London producer Inflo has announced the launch of a new campaign aimed at setting a base rate and royalty structure for new and emerging producers in the UK music industry.
Teaming up with artist manager Nathan Burke, Inflo’s partner at the Forever Living Originals label, the campaign was announced in a statement published on his Instagram.
“Nathan & I have been on a mission to introduce a base rate and royalty for young producers in the UK,” he wrote. “This will ensure young producers are protected on any major label releases and have a code of conduct to go by.”
He continued: “Everyone agrees no young or upcoming producers should be exploited, and the artist shouldn’t have to give up any further royalty share than they already have been. Most young producers, especially young black producers, come into the business really pure, with friends as management and no real guidance, protection or understanding.
“They’re often eager for placements and would sign without fully understanding contracts, in desperation of life-changing opportunities. I honestly feel most of us have come into the music business to make it a better place creatively and economically, for the opportunity to leave a legacy that our children and children’s children can be proud of.”

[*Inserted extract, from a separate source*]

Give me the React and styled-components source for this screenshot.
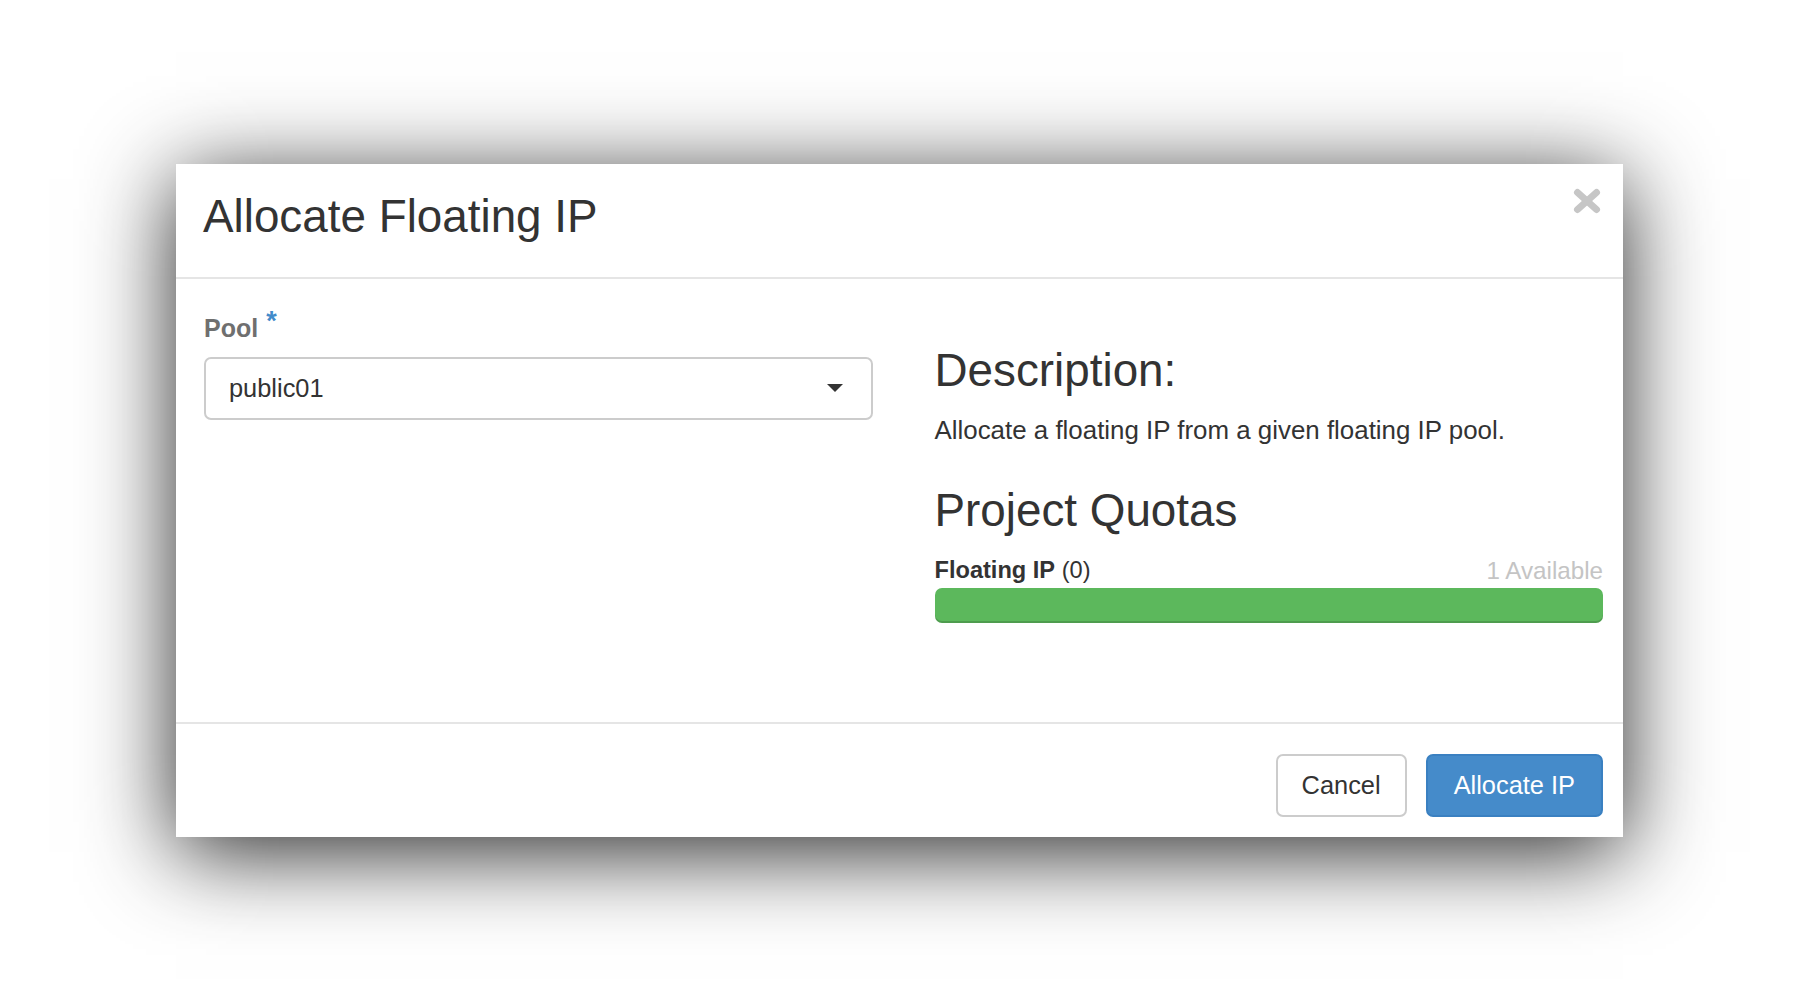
import React from "react";
import styled, { createGlobalStyle } from "styled-components";

const Global = createGlobalStyle`
  html, body { margin: 0; padding: 0; background: #fff; }
  body { font-family: "Liberation Sans", Arial, sans-serif; color: #333; }
  * { box-sizing: border-box; }
`;

const Page = styled.div`
  width: 1800px;
  height: 1000px;
  padding: 164px 0 0 176px;
  overflow: hidden;
`;

const Modal = styled.div`
  width: 1447px;
  background: #fff;
  box-shadow: 0 15px 85px rgba(0, 0, 0, 0.85);
  display: flex;
  flex-direction: column;
`;

const Header = styled.div`
  display: flex;
  justify-content: space-between;
  align-items: flex-start;
  padding: 28px 22px 35.5px 27px;
  border-bottom: 2px solid #e5e5e5;
`;

const Title = styled.h3`
  margin: 0;
  font-size: 45.8px;
  font-weight: 400;
  line-height: 49.5px;
  color: #333;
`;

const Close = styled.button`
  border: 0;
  background: none;
  padding: 0;
  margin-top: -4px;
  width: 28px;
  height: 26px;
  cursor: pointer;
  display: flex;
`;

const Body = styled.div`
  display: grid;
  grid-template-columns: 1fr 1fr;
  column-gap: 62px;
  padding: 34px 20px 99px 28px;
  border-bottom: 2px solid #e5e5e5;
`;

const Column = styled.div`
  display: flex;
  flex-direction: column;
`;

const Label = styled.label`
  font-size: 25px;
  font-weight: 700;
  line-height: 30px;
  color: #6f6f6f;
`;

const Required = styled.span`
  color: #428bca;
  font-size: 27px;
  margin-left: 8px;
  vertical-align: 7px;
  line-height: 0;
`;

const Select = styled.div`
  margin-top: 13.5px;
  height: 63px;
  border: 2px solid #ccc;
  border-radius: 7px;
  display: flex;
  align-items: center;
  justify-content: space-between;
  padding: 0 28px 0 23px;
  font-size: 25.4px;
  line-height: 30px;
  color: #333;
`;

const Heading = styled.h3`
  margin: ${(p) => p.$top || 0}px 0 0;
  font-size: 45.8px;
  font-weight: 400;
  line-height: 49.5px;
  color: #333;
`;

const Paragraph = styled.p`
  margin: 16.4px 0 0;
  font-size: 25.9px;
  line-height: 36.4px;
  color: #333;
`;

const QuotaRow = styled.div`
  margin-top: 19px;
  display: flex;
  justify-content: space-between;
  font-size: 23.6px;
  line-height: 33.6px;
`;

const QuotaName = styled.span`
  color: #333;
  b { font-weight: 700; }
`;

const QuotaAvail = styled.span`
  color: #c4c4c4;
  font-size: 24.2px;
`;

const Bar = styled.div`
  height: 35px;
  border-radius: 7px;
  background: #5cb85c;
  box-shadow: inset 0 -2px 0 rgba(0, 0, 0, 0.15);
`;

const Footer = styled.div`
  display: flex;
  justify-content: flex-end;
  gap: 19px;
  padding: 30px 20px 20px 28px;
`;

const Button = styled.button`
  height: 63px;
  padding: 0 ${(p) => (p.$primary ? 26 : 24)}px;
  border-radius: 7px;
  font-family: "Liberation Sans", Arial, sans-serif;
  font-size: 25.4px;
  border: 2px solid ${(p) => (p.$primary ? "#3a80c1" : "#ccc")};
  background: ${(p) => (p.$primary ? "#458bca" : "#fff")};
  color: ${(p) => (p.$primary ? "#fff" : "#333")};
  cursor: pointer;
`;

export default function App() {
  return (
    <>
      <Global />
      <Page>
        <Modal>
          <Header>
            <Title>Allocate Floating IP</Title>
            <Close aria-label="Close">
              <svg width="28" height="26" viewBox="0 0 28 26">
                <g stroke="#c6c6c6" strokeWidth="7" strokeLinecap="round">
                  <line x1="4.5" y1="4.5" x2="23.5" y2="21.5" />
                  <line x1="23.5" y1="4.5" x2="4.5" y2="21.5" />
                </g>
              </svg>
            </Close>
          </Header>
          <Body>
            <Column>
              <Label>
                Pool<Required>*</Required>
              </Label>
              <Select>
                <span>public01</span>
                <svg width="16" height="8" viewBox="0 0 16 8">
                  <path d="M0 0 H16 L8 8 Z" fill="#333" />
                </svg>
              </Select>
            </Column>
            <Column>
              <Heading $top={33.4}>Description:</Heading>
              <Paragraph>Allocate a floating IP from a given floating IP pool.</Paragraph>
              <Heading $top={37}>Project Quotas</Heading>
              <QuotaRow>
                <QuotaName>
                  <b>Floating IP</b> (0)
                </QuotaName>
                <QuotaAvail>1 Available</QuotaAvail>
              </QuotaRow>
              <Bar />
            </Column>
          </Body>
          <Footer>
            <Button>Cancel</Button>
            <Button $primary>Allocate IP</Button>
          </Footer>
        </Modal>
      </Page>
    </>
  );
}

According to the statement, Inflo has already “been having conversations with producers, artists, labels and lawyers to see what that rate can be”, with hopes that this could ultimately change the way producers are paid.
Known for his work with Little Simz, Adele and Cleo Sol among others, Inflo recently lead the nominations for this year’s Ivor Novello Awards, which honour outstanding songwriting and composition.
Inflo – real name Dean Josiah Cover – also earned the BRIT Awards’ Producer Of The Year title in February.
Last year, Little Simz spoke about her working relationship with Inflo, stating that their “chemistry is just unmatched”.
“That’s my G, bro,” Simz said of Inflo. “Our chemistry is just unmatched. We really understand each other in the studio. It’s a trust thing as well: when you go into making an album with someone, there has to be a high level of trust because it’s not going to be an easy ride.
She continued: “He trusts my ear and I trust his; we push each other. We’re also both fearless where there is no boundary or no limit of what we can try in the studio. There’s just the freedom to create and if it works, sick, but I think having the space to try new things is what I love most about working with ‘Flo.”